### DATA LINES
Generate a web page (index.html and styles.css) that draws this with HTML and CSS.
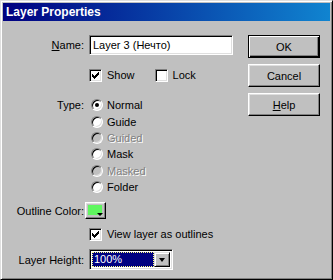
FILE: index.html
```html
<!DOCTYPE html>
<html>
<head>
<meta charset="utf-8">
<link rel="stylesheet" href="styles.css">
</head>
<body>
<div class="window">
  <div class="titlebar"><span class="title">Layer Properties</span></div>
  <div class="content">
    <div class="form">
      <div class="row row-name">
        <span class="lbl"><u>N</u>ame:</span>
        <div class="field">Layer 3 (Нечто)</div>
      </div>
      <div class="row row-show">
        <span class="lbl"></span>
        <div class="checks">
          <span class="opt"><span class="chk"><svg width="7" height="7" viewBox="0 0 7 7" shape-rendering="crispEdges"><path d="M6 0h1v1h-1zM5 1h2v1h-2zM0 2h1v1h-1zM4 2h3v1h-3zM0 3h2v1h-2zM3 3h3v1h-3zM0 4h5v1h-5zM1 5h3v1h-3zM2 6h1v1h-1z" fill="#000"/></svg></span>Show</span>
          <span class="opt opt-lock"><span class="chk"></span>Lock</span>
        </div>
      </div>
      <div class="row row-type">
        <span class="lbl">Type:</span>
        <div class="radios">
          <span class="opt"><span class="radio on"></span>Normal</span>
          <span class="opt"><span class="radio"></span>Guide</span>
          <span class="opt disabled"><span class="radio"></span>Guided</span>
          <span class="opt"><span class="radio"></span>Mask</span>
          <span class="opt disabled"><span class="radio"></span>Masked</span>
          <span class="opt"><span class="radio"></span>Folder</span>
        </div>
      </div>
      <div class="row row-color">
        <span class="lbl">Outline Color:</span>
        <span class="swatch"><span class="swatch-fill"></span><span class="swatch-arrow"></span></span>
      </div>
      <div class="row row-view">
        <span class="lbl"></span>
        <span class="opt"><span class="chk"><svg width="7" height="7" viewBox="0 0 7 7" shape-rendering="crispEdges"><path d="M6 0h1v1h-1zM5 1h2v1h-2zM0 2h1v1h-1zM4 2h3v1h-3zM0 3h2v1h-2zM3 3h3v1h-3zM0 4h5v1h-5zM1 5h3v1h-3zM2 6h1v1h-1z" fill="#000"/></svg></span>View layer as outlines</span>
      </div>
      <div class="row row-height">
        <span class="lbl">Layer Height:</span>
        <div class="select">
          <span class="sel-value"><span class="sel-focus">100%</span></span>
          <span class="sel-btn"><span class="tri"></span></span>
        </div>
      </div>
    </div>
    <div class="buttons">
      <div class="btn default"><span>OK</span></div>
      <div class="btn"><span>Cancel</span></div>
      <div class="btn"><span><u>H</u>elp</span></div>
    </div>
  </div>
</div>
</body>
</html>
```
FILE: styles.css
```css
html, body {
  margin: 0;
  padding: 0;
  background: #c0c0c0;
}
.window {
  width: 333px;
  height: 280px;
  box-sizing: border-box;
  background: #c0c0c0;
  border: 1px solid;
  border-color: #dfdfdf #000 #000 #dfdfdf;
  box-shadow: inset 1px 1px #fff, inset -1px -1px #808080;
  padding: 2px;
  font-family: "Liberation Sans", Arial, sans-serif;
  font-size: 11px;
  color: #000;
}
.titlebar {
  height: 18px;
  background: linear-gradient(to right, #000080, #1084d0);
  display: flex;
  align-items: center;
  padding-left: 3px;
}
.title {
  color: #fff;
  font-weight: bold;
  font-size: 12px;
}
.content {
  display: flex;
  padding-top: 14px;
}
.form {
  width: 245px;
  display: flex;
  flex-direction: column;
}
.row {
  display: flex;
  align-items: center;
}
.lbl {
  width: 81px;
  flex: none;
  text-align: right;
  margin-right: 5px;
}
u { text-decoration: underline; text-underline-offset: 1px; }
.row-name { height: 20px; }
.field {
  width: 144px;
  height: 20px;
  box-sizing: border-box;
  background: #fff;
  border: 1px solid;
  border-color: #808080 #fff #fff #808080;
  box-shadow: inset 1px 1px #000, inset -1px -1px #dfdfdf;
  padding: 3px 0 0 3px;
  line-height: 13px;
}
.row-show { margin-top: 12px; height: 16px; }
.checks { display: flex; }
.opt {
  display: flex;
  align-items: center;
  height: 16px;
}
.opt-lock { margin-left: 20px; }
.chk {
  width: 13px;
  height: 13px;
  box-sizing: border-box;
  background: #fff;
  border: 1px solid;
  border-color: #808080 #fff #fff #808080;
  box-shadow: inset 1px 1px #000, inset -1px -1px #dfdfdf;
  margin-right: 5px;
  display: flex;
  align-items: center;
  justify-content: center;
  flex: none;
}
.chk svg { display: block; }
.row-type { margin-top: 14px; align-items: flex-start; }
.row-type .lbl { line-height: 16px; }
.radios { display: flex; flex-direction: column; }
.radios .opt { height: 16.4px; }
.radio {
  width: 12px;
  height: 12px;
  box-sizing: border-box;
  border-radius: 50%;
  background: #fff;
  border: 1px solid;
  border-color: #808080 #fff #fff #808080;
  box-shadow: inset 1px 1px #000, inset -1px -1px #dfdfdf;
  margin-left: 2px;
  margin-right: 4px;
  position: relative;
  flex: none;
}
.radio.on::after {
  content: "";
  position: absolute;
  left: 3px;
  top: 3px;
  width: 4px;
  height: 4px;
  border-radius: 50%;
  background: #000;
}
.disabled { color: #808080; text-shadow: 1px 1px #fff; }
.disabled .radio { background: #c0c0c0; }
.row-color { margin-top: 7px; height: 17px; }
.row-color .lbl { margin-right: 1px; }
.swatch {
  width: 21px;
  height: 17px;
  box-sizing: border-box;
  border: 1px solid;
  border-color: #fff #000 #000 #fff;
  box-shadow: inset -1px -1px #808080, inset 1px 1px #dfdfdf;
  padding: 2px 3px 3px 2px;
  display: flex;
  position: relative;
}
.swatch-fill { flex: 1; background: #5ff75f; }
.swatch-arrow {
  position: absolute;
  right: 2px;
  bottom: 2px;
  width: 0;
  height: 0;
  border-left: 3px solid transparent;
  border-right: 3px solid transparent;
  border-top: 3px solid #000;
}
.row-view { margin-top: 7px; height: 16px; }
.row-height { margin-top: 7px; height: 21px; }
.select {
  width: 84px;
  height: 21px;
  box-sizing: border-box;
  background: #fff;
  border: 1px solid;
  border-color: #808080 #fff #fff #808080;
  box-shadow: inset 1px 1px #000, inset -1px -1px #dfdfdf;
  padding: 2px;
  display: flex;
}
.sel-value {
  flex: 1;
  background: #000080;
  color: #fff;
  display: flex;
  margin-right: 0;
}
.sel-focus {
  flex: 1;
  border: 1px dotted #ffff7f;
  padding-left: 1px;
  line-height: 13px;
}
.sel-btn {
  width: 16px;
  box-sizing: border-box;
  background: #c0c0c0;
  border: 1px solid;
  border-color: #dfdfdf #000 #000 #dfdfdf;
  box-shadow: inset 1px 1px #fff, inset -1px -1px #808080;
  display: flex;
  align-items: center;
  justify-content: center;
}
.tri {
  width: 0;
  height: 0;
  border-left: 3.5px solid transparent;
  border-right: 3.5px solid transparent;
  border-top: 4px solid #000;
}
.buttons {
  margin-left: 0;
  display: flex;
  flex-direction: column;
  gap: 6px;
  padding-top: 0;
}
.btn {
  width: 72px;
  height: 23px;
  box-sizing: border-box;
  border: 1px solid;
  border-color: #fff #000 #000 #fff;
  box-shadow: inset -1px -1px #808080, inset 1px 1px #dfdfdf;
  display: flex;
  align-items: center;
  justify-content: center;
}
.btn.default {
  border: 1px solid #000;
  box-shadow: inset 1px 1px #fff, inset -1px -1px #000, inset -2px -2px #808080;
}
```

### DIRECTIVE
Give every line back word for word and leave the pictures out.

### FULL RESPONSE
Generate a web page (index.html and styles.css) that draws this with HTML and CSS.
FILE: index.html
```html
<!DOCTYPE html>
<html>
<head>
<meta charset="utf-8">
<link rel="stylesheet" href="styles.css">
</head>
<body>
<div class="window">
  <div class="titlebar"><span class="title">Layer Properties</span></div>
  <div class="content">
    <div class="form">
      <div class="row row-name">
        <span class="lbl"><u>N</u>ame:</span>
        <div class="field">Layer 3 (Нечто)</div>
      </div>
      <div class="row row-show">
        <span class="lbl"></span>
        <div class="checks">
          <span class="opt"><span class="chk"><svg width="7" height="7" viewBox="0 0 7 7" shape-rendering="crispEdges"><path d="M6 0h1v1h-1zM5 1h2v1h-2zM0 2h1v1h-1zM4 2h3v1h-3zM0 3h2v1h-2zM3 3h3v1h-3zM0 4h5v1h-5zM1 5h3v1h-3zM2 6h1v1h-1z" fill="#000"/></svg></span>Show</span>
          <span class="opt opt-lock"><span class="chk"></span>Lock</span>
        </div>
      </div>
      <div class="row row-type">
        <span class="lbl">Type:</span>
        <div class="radios">
          <span class="opt"><span class="radio on"></span>Normal</span>
          <span class="opt"><span class="radio"></span>Guide</span>
          <span class="opt disabled"><span class="radio"></span>Guided</span>
          <span class="opt"><span class="radio"></span>Mask</span>
          <span class="opt disabled"><span class="radio"></span>Masked</span>
          <span class="opt"><span class="radio"></span>Folder</span>
        </div>
      </div>
      <div class="row row-color">
        <span class="lbl">Outline Color:</span>
        <span class="swatch"><span class="swatch-fill"></span><span class="swatch-arrow"></span></span>
      </div>
      <div class="row row-view">
        <span class="lbl"></span>
        <span class="opt"><span class="chk"><svg width="7" height="7" viewBox="0 0 7 7" shape-rendering="crispEdges"><path d="M6 0h1v1h-1zM5 1h2v1h-2zM0 2h1v1h-1zM4 2h3v1h-3zM0 3h2v1h-2zM3 3h3v1h-3zM0 4h5v1h-5zM1 5h3v1h-3zM2 6h1v1h-1z" fill="#000"/></svg></span>View layer as outlines</span>
      </div>
      <div class="row row-height">
        <span class="lbl">Layer Height:</span>
        <div class="select">
          <span class="sel-value"><span class="sel-focus">100%</span></span>
          <span class="sel-btn"><span class="tri"></span></span>
        </div>
      </div>
    </div>
    <div class="buttons">
      <div class="btn default"><span>OK</span></div>
      <div class="btn"><span>Cancel</span></div>
      <div class="btn"><span><u>H</u>elp</span></div>
    </div>
  </div>
</div>
</body>
</html>
```
FILE: styles.css
```css
html, body {
  margin: 0;
  padding: 0;
  background: #c0c0c0;
}
.window {
  width: 333px;
  height: 280px;
  box-sizing: border-box;
  background: #c0c0c0;
  border: 1px solid;
  border-color: #dfdfdf #000 #000 #dfdfdf;
  box-shadow: inset 1px 1px #fff, inset -1px -1px #808080;
  padding: 2px;
  font-family: "Liberation Sans", Arial, sans-serif;
  font-size: 11px;
  color: #000;
}
.titlebar {
  height: 18px;
  background: linear-gradient(to right, #000080, #1084d0);
  display: flex;
  align-items: center;
  padding-left: 3px;
}
.title {
  color: #fff;
  font-weight: bold;
  font-size: 12px;
}
.content {
  display: flex;
  padding-top: 14px;
}
.form {
  width: 245px;
  display: flex;
  flex-direction: column;
}
.row {
  display: flex;
  align-items: center;
}
.lbl {
  width: 81px;
  flex: none;
  text-align: right;
  margin-right: 5px;
}
u { text-decoration: underline; text-underline-offset: 1px; }
.row-name { height: 20px; }
.field {
  width: 144px;
  height: 20px;
  box-sizing: border-box;
  background: #fff;
  border: 1px solid;
  border-color: #808080 #fff #fff #808080;
  box-shadow: inset 1px 1px #000, inset -1px -1px #dfdfdf;
  padding: 3px 0 0 3px;
  line-height: 13px;
}
.row-show { margin-top: 12px; height: 16px; }
.checks { display: flex; }
.opt {
  display: flex;
  align-items: center;
  height: 16px;
}
.opt-lock { margin-left: 20px; }
.chk {
  width: 13px;
  height: 13px;
  box-sizing: border-box;
  background: #fff;
  border: 1px solid;
  border-color: #808080 #fff #fff #808080;
  box-shadow: inset 1px 1px #000, inset -1px -1px #dfdfdf;
  margin-right: 5px;
  display: flex;
  align-items: center;
  justify-content: center;
  flex: none;
}
.chk svg { display: block; }
.row-type { margin-top: 14px; align-items: flex-start; }
.row-type .lbl { line-height: 16px; }
.radios { display: flex; flex-direction: column; }
.radios .opt { height: 16.4px; }
.radio {
  width: 12px;
  height: 12px;
  box-sizing: border-box;
  border-radius: 50%;
  background: #fff;
  border: 1px solid;
  border-color: #808080 #fff #fff #808080;
  box-shadow: inset 1px 1px #000, inset -1px -1px #dfdfdf;
  margin-left: 2px;
  margin-right: 4px;
  position: relative;
  flex: none;
}
.radio.on::after {
  content: "";
  position: absolute;
  left: 3px;
  top: 3px;
  width: 4px;
  height: 4px;
  border-radius: 50%;
  background: #000;
}
.disabled { color: #808080; text-shadow: 1px 1px #fff; }
.disabled .radio { background: #c0c0c0; }
.row-color { margin-top: 7px; height: 17px; }
.row-color .lbl { margin-right: 1px; }
.swatch {
  width: 21px;
  height: 17px;
  box-sizing: border-box;
  border: 1px solid;
  border-color: #fff #000 #000 #fff;
  box-shadow: inset -1px -1px #808080, inset 1px 1px #dfdfdf;
  padding: 2px 3px 3px 2px;
  display: flex;
  position: relative;
}
.swatch-fill { flex: 1; background: #5ff75f; }
.swatch-arrow {
  position: absolute;
  right: 2px;
  bottom: 2px;
  width: 0;
  height: 0;
  border-left: 3px solid transparent;
  border-right: 3px solid transparent;
  border-top: 3px solid #000;
}
.row-view { margin-top: 7px; height: 16px; }
.row-height { margin-top: 7px; height: 21px; }
.select {
  width: 84px;
  height: 21px;
  box-sizing: border-box;
  background: #fff;
  border: 1px solid;
  border-color: #808080 #fff #fff #808080;
  box-shadow: inset 1px 1px #000, inset -1px -1px #dfdfdf;
  padding: 2px;
  display: flex;
}
.sel-value {
  flex: 1;
  background: #000080;
  color: #fff;
  display: flex;
  margin-right: 0;
}
.sel-focus {
  flex: 1;
  border: 1px dotted #ffff7f;
  padding-left: 1px;
  line-height: 13px;
}
.sel-btn {
  width: 16px;
  box-sizing: border-box;
  background: #c0c0c0;
  border: 1px solid;
  border-color: #dfdfdf #000 #000 #dfdfdf;
  box-shadow: inset 1px 1px #fff, inset -1px -1px #808080;
  display: flex;
  align-items: center;
  justify-content: center;
}
.tri {
  width: 0;
  height: 0;
  border-left: 3.5px solid transparent;
  border-right: 3.5px solid transparent;
  border-top: 4px solid #000;
}
.buttons {
  margin-left: 0;
  display: flex;
  flex-direction: column;
  gap: 6px;
  padding-top: 0;
}
.btn {
  width: 72px;
  height: 23px;
  box-sizing: border-box;
  border: 1px solid;
  border-color: #fff #000 #000 #fff;
  box-shadow: inset -1px -1px #808080, inset 1px 1px #dfdfdf;
  display: flex;
  align-items: center;
  justify-content: center;
}
.btn.default {
  border: 1px solid #000;
  box-shadow: inset 1px 1px #fff, inset -1px -1px #000, inset -2px -2px #808080;
}
```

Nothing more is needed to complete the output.